*Dataset extract*.

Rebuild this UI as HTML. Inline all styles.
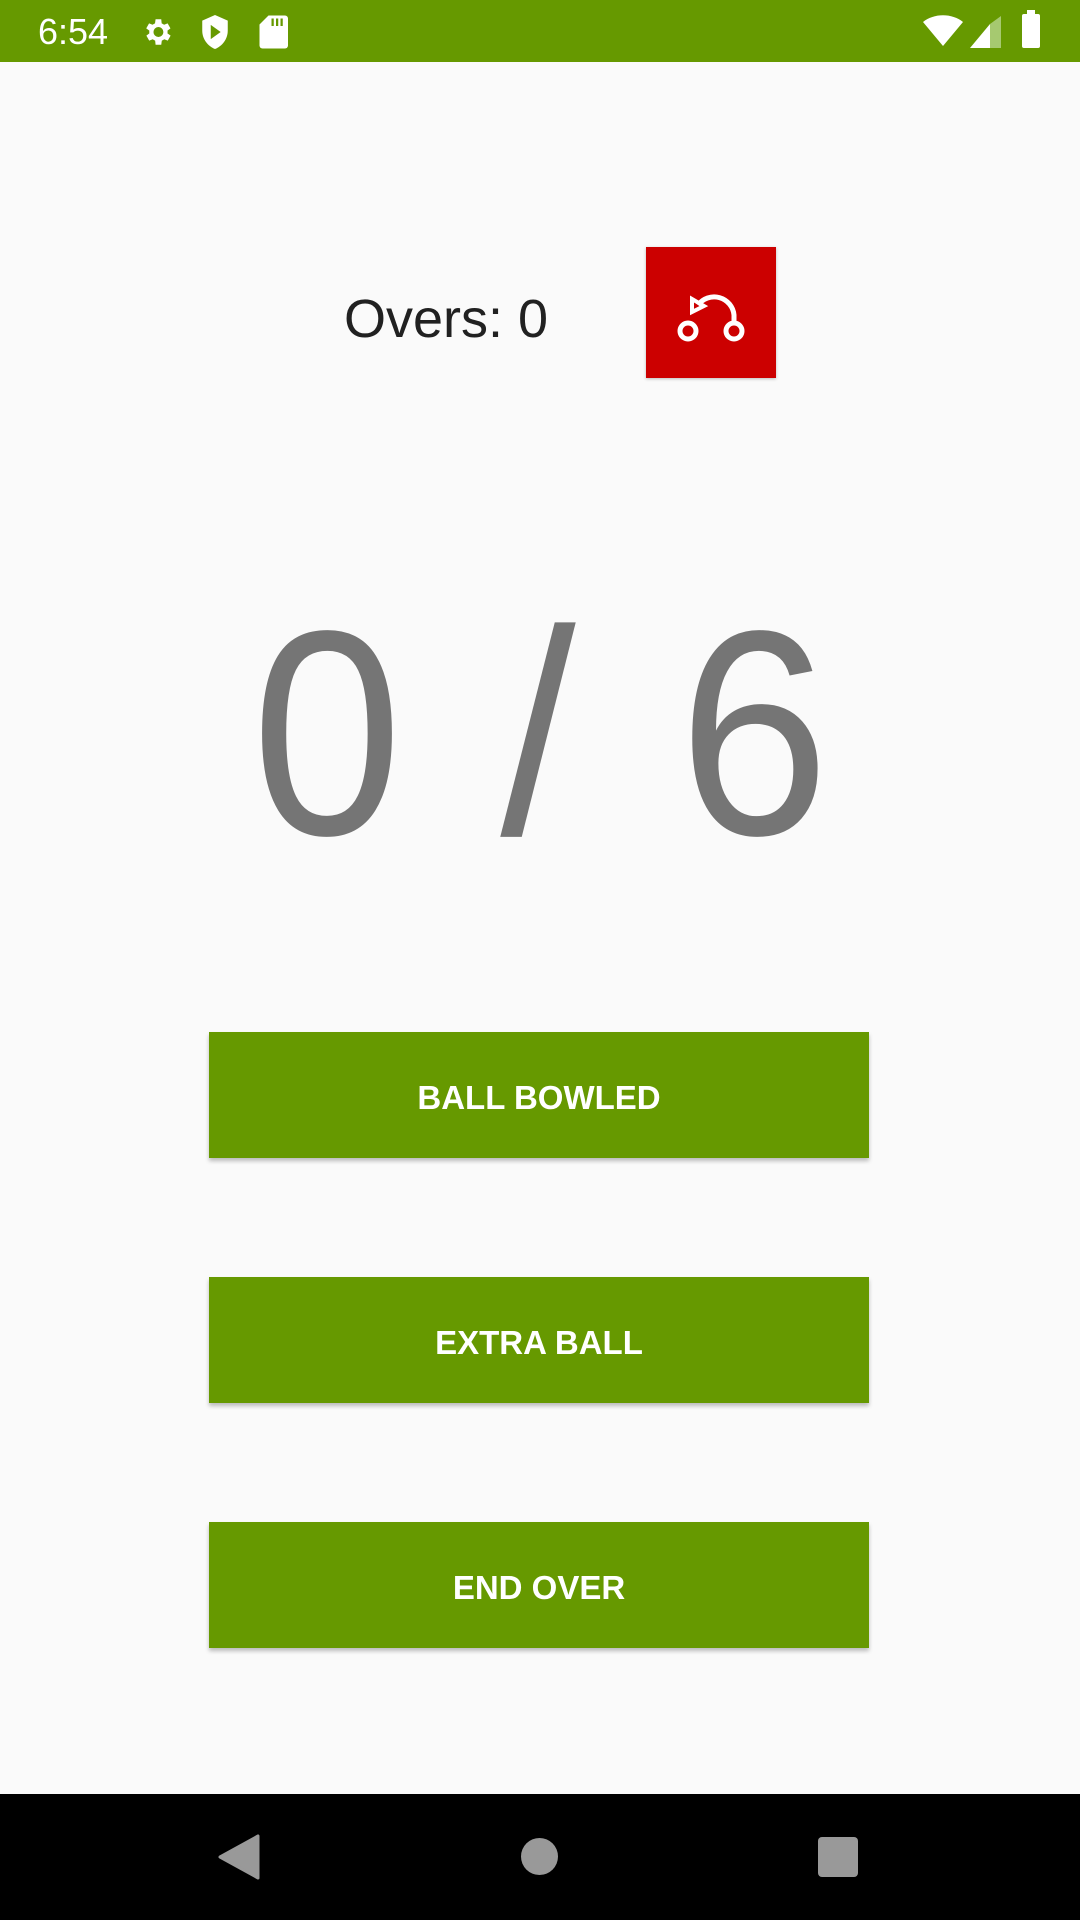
<!DOCTYPE html>
<html><head><meta charset="utf-8"><style>
*{margin:0;padding:0;box-sizing:border-box}
body{width:1080px;height:1920px;background:#fafafa;position:relative;overflow:hidden;font-family:"Liberation Sans",sans-serif}
.sb{position:absolute;left:0;top:0;width:1080px;height:62px;background:#669900;color:#fff}
.btn{position:absolute;left:209px;width:660px;height:126px;background:#669900;color:#fff;font-size:33px;font-weight:bold;display:flex;align-items:center;justify-content:center;padding-top:5px;box-shadow:0 3px 4px rgba(0,0,0,.25)}
.nav{position:absolute;left:0;top:1794px;width:1080px;height:126px;background:#000}
.big{position:absolute;top:583px;width:200px;margin-left:-100px;text-align:center;font-size:292px;line-height:300px;color:#757575;transform:scaleX(0.93)}
</style></head><body>
<div class="sb">
<div style="position:absolute;left:38px;top:11px;font-size:36px;">6:54</div>
<svg style="position:absolute;left:140px;top:15px" width="34" height="34" viewBox="0 0 24 24"><path fill="#fff" d="M19.4 13a7.5 7.5 0 000-2l2.1-1.6-2-3.5-2.5 1a7 7 0 00-1.7-1L15 3h-4l-.4 2.9a7 7 0 00-1.7 1l-2.5-1-2 3.5L6.6 11a7.5 7.5 0 000 2l-2.1 1.6 2 3.5 2.5-1a7 7 0 001.7 1L11 21h4l.4-2.9a7 7 0 001.7-1l2.5 1 2-3.5zM13 15.5a3.5 3.5 0 110-7 3.5 3.5 0 010 7z"/></svg>
<svg style="position:absolute;left:198px;top:13px" width="34" height="38" viewBox="0 0 24 26"><path fill="#fff" d="M12 1L3 5v7c0 6 4 11 9 13 5-2 9-7 9-13V5z"/><path fill="#669900" d="M9 8l7 5-7 5z"/></svg>
<svg style="position:absolute;left:258px;top:14px" width="30" height="36" viewBox="0 0 20 24"><path fill="#fff" d="M7 1h11a2 2 0 012 2v18a2 2 0 01-2 2H3a2 2 0 01-2-2V7z"/><path fill="#669900" d="M9 3h1.5v5H9zM12 3h1.5v5H12zM15 3h1.5v5H15z"/></svg>
<svg style="position:absolute;left:922px;top:15px" width="42" height="32" viewBox="0 0 42 32"><path fill="#fff" d="M1 7C12-2 30-2 41 7L21 31z"/></svg>
<svg style="position:absolute;left:970px;top:16px" width="32" height="32" viewBox="0 0 32 32"><path fill="#fff" d="M0 32L20 8V32z"/><path fill="#a6c970" d="M20 8L31 0V32H20z"/></svg>
<div style="position:absolute;left:1022px;top:14px;width:18px;height:34px;background:#fff;border-radius:2px"></div>
<div style="position:absolute;left:1027px;top:10px;width:8px;height:5px;background:#fff"></div>
</div>
<div style="position:absolute;left:344px;top:288px;font-size:54px;color:#212121;">Overs: 0</div>
<div style="position:absolute;left:646px;top:247px;width:130px;height:131px;background:#cc0000;box-shadow:0 1px 3px rgba(0,0,0,.25)">
<svg width="130" height="131" viewBox="0 0 130 131"><g fill="none" stroke="#fff" stroke-width="5"><circle cx="42" cy="84" r="8"/><circle cx="88" cy="84" r="8"/><path d="M88 76V68A20 20 0 0 0 52 58"/><path d="M46 52l12 7-12 6z" stroke-width="4"/></g></svg>
</div>
<div class="big" style="left:327px">0</div>
<div class="big" style="left:538px">/</div>
<div class="big" style="left:754px">6</div>
<div class="btn" style="top:1032px">BALL BOWLED</div>
<div class="btn" style="top:1277px">EXTRA BALL</div>
<div class="btn" style="top:1522px">END OVER</div>
<div class="nav">
<svg style="position:absolute;left:218px;top:40px" width="42" height="46" viewBox="0 0 42 46"><path fill="#999" d="M40 2V44L2 23z" stroke="#999" stroke-width="3" stroke-linejoin="round"/></svg>
<div style="position:absolute;left:521px;top:44px;width:37px;height:37px;border-radius:50%;background:#999"></div>
<div style="position:absolute;left:818px;top:43px;width:40px;height:40px;border-radius:4px;background:#999"></div>
</div>
</body></html>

*Given problem*.
Copy out each line word for word, please, skipping the images.

*Response to the task*.
Rebuild this UI as HTML. Inline all styles.
<!DOCTYPE html>
<html><head><meta charset="utf-8"><style>
*{margin:0;padding:0;box-sizing:border-box}
body{width:1080px;height:1920px;background:#fafafa;position:relative;overflow:hidden;font-family:"Liberation Sans",sans-serif}
.sb{position:absolute;left:0;top:0;width:1080px;height:62px;background:#669900;color:#fff}
.btn{position:absolute;left:209px;width:660px;height:126px;background:#669900;color:#fff;font-size:33px;font-weight:bold;display:flex;align-items:center;justify-content:center;padding-top:5px;box-shadow:0 3px 4px rgba(0,0,0,.25)}
.nav{position:absolute;left:0;top:1794px;width:1080px;height:126px;background:#000}
.big{position:absolute;top:583px;width:200px;margin-left:-100px;text-align:center;font-size:292px;line-height:300px;color:#757575;transform:scaleX(0.93)}
</style></head><body>
<div class="sb">
<div style="position:absolute;left:38px;top:11px;font-size:36px;">6:54</div>
<svg style="position:absolute;left:140px;top:15px" width="34" height="34" viewBox="0 0 24 24"><path fill="#fff" d="M19.4 13a7.5 7.5 0 000-2l2.1-1.6-2-3.5-2.5 1a7 7 0 00-1.7-1L15 3h-4l-.4 2.9a7 7 0 00-1.7 1l-2.5-1-2 3.5L6.6 11a7.5 7.5 0 000 2l-2.1 1.6 2 3.5 2.5-1a7 7 0 001.7 1L11 21h4l.4-2.9a7 7 0 001.7-1l2.5 1 2-3.5zM13 15.5a3.5 3.5 0 110-7 3.5 3.5 0 010 7z"/></svg>
<svg style="position:absolute;left:198px;top:13px" width="34" height="38" viewBox="0 0 24 26"><path fill="#fff" d="M12 1L3 5v7c0 6 4 11 9 13 5-2 9-7 9-13V5z"/><path fill="#669900" d="M9 8l7 5-7 5z"/></svg>
<svg style="position:absolute;left:258px;top:14px" width="30" height="36" viewBox="0 0 20 24"><path fill="#fff" d="M7 1h11a2 2 0 012 2v18a2 2 0 01-2 2H3a2 2 0 01-2-2V7z"/><path fill="#669900" d="M9 3h1.5v5H9zM12 3h1.5v5H12zM15 3h1.5v5H15z"/></svg>
<svg style="position:absolute;left:922px;top:15px" width="42" height="32" viewBox="0 0 42 32"><path fill="#fff" d="M1 7C12-2 30-2 41 7L21 31z"/></svg>
<svg style="position:absolute;left:970px;top:16px" width="32" height="32" viewBox="0 0 32 32"><path fill="#fff" d="M0 32L20 8V32z"/><path fill="#a6c970" d="M20 8L31 0V32H20z"/></svg>
<div style="position:absolute;left:1022px;top:14px;width:18px;height:34px;background:#fff;border-radius:2px"></div>
<div style="position:absolute;left:1027px;top:10px;width:8px;height:5px;background:#fff"></div>
</div>
<div style="position:absolute;left:344px;top:288px;font-size:54px;color:#212121;">Overs: 0</div>
<div style="position:absolute;left:646px;top:247px;width:130px;height:131px;background:#cc0000;box-shadow:0 1px 3px rgba(0,0,0,.25)">
<svg width="130" height="131" viewBox="0 0 130 131"><g fill="none" stroke="#fff" stroke-width="5"><circle cx="42" cy="84" r="8"/><circle cx="88" cy="84" r="8"/><path d="M88 76V68A20 20 0 0 0 52 58"/><path d="M46 52l12 7-12 6z" stroke-width="4"/></g></svg>
</div>
<div class="big" style="left:327px">0</div>
<div class="big" style="left:538px">/</div>
<div class="big" style="left:754px">6</div>
<div class="btn" style="top:1032px">BALL BOWLED</div>
<div class="btn" style="top:1277px">EXTRA BALL</div>
<div class="btn" style="top:1522px">END OVER</div>
<div class="nav">
<svg style="position:absolute;left:218px;top:40px" width="42" height="46" viewBox="0 0 42 46"><path fill="#999" d="M40 2V44L2 23z" stroke="#999" stroke-width="3" stroke-linejoin="round"/></svg>
<div style="position:absolute;left:521px;top:44px;width:37px;height:37px;border-radius:50%;background:#999"></div>
<div style="position:absolute;left:818px;top:43px;width:40px;height:40px;border-radius:4px;background:#999"></div>
</div>
</body></html>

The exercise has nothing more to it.